October 13, 2010
Survey: 2010 Proxy Disclosures
– Melissa Burek, Margaret Engel and Kelly Malafis , Compensation Advisory Partners
In this survey, we present the findings of our review of 2010 proxy disclosures from a sample of Fortune 500 companies. The study includes 85 companies, representing seven industry groups. Here are some highlights from our findings:
– 75 companies or 88% make some type of affirmative disclosure related to their assessment of risk in the compensation program.
– Of the 10 companies that did not address compensation risk in their proxy statements, 5 or 50% filed their proxy statements prior to the publication of the SEC’s final disclosure rules in December 2009.
– 71% of the companies that make risk-related disclosures indicate that a formal risk review was conducted and comment on their assessment.
– Reflecting broad market trends, a significant majority of our research companies–68 of 85 companies or 80%–maintain some form of clawback provision.
– A financial restatement is required in nearly all cases. Further, 48 companies (71% of those with a clawback) disclose that fraud or misconduct are triggering events.
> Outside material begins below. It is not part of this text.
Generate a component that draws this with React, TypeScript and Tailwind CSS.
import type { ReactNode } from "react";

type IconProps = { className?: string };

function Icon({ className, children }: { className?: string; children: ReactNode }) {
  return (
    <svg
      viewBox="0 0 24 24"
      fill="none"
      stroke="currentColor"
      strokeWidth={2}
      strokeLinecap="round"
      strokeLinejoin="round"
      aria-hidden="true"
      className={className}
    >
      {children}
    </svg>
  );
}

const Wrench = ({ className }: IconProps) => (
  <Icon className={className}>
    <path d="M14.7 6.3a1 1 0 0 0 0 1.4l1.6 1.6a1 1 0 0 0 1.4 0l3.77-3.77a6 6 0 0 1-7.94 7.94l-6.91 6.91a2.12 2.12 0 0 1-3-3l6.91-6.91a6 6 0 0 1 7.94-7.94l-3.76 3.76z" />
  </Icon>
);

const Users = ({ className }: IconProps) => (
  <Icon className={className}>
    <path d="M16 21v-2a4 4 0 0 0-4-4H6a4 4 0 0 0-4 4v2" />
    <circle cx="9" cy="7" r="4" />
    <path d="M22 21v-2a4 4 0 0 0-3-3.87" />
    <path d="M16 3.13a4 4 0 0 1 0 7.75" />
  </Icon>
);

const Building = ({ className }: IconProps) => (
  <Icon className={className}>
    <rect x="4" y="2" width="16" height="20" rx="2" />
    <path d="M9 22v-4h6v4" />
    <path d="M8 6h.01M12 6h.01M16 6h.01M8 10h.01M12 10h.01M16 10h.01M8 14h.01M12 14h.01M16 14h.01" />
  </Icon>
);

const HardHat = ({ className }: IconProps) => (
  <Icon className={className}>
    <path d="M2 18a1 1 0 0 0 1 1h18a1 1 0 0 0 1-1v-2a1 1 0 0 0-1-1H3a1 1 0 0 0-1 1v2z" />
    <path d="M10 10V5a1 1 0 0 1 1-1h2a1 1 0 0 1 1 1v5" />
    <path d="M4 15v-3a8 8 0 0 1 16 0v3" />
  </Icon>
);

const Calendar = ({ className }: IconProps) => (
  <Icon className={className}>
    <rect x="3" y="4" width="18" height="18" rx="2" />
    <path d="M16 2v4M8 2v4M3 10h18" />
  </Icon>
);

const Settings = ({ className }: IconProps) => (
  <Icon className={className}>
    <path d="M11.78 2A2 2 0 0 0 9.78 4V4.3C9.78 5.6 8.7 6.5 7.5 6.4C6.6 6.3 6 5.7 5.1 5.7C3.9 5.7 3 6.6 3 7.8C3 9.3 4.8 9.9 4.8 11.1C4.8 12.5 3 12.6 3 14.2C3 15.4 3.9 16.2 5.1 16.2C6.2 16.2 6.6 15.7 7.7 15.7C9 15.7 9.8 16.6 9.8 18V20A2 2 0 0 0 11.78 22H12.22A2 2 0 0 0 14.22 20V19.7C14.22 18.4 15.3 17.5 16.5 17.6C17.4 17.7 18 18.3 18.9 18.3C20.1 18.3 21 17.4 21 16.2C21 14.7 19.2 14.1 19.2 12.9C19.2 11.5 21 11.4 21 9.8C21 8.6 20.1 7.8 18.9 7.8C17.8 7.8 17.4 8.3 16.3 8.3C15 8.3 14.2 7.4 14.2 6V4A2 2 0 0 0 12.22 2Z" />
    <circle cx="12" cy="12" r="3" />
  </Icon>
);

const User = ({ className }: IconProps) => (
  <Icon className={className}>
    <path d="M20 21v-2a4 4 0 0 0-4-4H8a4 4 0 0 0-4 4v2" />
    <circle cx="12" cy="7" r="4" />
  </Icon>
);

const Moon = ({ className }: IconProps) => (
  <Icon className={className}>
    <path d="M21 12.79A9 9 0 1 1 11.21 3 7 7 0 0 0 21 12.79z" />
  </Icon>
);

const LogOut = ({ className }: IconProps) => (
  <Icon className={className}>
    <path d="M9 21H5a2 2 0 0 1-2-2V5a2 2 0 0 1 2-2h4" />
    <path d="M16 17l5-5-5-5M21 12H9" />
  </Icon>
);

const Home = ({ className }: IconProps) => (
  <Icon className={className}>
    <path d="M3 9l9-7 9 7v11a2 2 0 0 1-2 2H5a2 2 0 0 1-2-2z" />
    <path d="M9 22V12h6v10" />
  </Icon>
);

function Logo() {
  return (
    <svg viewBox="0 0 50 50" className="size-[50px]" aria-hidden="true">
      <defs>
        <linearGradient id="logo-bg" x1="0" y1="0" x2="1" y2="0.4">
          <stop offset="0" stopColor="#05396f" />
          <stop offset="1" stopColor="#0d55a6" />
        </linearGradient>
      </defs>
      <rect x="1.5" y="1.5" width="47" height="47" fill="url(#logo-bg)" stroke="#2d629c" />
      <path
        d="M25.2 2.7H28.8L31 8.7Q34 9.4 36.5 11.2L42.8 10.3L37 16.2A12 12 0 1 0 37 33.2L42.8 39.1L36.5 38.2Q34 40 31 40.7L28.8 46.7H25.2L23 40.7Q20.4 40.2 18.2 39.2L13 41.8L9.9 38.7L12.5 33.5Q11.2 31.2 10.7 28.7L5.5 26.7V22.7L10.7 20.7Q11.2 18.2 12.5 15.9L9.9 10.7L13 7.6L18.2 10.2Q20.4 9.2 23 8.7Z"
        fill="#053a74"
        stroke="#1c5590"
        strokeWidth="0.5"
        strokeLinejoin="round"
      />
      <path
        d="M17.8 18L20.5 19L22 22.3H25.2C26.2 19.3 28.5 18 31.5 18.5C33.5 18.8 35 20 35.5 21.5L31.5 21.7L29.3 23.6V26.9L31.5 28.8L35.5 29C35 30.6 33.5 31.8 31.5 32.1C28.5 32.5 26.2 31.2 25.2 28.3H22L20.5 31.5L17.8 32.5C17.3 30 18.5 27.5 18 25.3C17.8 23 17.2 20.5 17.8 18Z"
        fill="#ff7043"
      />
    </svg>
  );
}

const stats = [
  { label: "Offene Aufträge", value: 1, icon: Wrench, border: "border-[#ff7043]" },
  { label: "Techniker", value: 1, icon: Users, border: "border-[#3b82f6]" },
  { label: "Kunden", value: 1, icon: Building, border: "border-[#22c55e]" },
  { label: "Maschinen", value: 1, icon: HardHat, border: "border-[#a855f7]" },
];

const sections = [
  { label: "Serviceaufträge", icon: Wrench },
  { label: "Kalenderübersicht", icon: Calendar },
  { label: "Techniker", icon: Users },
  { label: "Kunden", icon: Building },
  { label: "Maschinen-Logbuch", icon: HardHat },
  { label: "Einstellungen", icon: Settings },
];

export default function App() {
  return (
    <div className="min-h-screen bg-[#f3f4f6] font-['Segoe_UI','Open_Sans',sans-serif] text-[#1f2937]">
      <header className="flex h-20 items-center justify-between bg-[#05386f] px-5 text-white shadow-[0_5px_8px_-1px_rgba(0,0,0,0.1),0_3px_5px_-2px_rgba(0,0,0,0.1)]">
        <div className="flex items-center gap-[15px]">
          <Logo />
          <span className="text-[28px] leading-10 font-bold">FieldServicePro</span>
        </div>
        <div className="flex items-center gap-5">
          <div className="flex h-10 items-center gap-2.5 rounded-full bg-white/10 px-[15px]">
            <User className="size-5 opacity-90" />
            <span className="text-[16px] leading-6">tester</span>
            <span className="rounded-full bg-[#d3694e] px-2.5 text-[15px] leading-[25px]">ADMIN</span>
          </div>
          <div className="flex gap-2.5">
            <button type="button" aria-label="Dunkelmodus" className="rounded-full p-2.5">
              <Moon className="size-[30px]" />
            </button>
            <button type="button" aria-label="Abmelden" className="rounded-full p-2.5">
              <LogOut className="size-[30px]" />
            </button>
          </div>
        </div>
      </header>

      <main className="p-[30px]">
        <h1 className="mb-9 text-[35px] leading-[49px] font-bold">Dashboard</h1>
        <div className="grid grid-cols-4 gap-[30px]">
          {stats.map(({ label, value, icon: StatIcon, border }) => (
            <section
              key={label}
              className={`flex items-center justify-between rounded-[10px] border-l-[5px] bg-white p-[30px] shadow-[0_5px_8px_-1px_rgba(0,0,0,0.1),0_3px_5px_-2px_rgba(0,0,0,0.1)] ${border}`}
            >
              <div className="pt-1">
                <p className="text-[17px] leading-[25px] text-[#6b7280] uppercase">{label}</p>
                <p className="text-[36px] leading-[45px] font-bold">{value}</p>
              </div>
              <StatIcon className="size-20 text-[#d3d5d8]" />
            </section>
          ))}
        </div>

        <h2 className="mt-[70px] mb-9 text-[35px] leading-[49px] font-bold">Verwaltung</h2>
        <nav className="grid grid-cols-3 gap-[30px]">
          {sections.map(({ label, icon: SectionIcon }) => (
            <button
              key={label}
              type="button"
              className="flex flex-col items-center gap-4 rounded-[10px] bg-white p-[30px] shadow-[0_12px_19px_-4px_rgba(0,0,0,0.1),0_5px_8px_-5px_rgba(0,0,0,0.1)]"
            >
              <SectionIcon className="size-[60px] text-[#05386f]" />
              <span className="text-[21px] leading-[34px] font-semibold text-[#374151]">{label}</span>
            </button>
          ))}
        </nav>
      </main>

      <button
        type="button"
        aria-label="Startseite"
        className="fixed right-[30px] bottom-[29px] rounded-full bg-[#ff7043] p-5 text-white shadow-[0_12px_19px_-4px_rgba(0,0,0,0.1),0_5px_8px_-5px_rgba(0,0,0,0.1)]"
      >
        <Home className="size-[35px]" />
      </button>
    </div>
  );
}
Twelve companies (18%) disclose a non-compete/non-solicitation/confidentiality violation as a trigger, and three include improper ‘risk analysis’ as a trigger.
– The majority of companies have stock ownership guidelines for their executives, typically expressed as a multiple of salary. While less common, many companies also have stock holding requirements where executives must hold a percentage of net shares from stock option exercises or vesting of restricted shares for a period of time. Within our sample, 17 companies, or 20% made changes to their stock ownership requirements.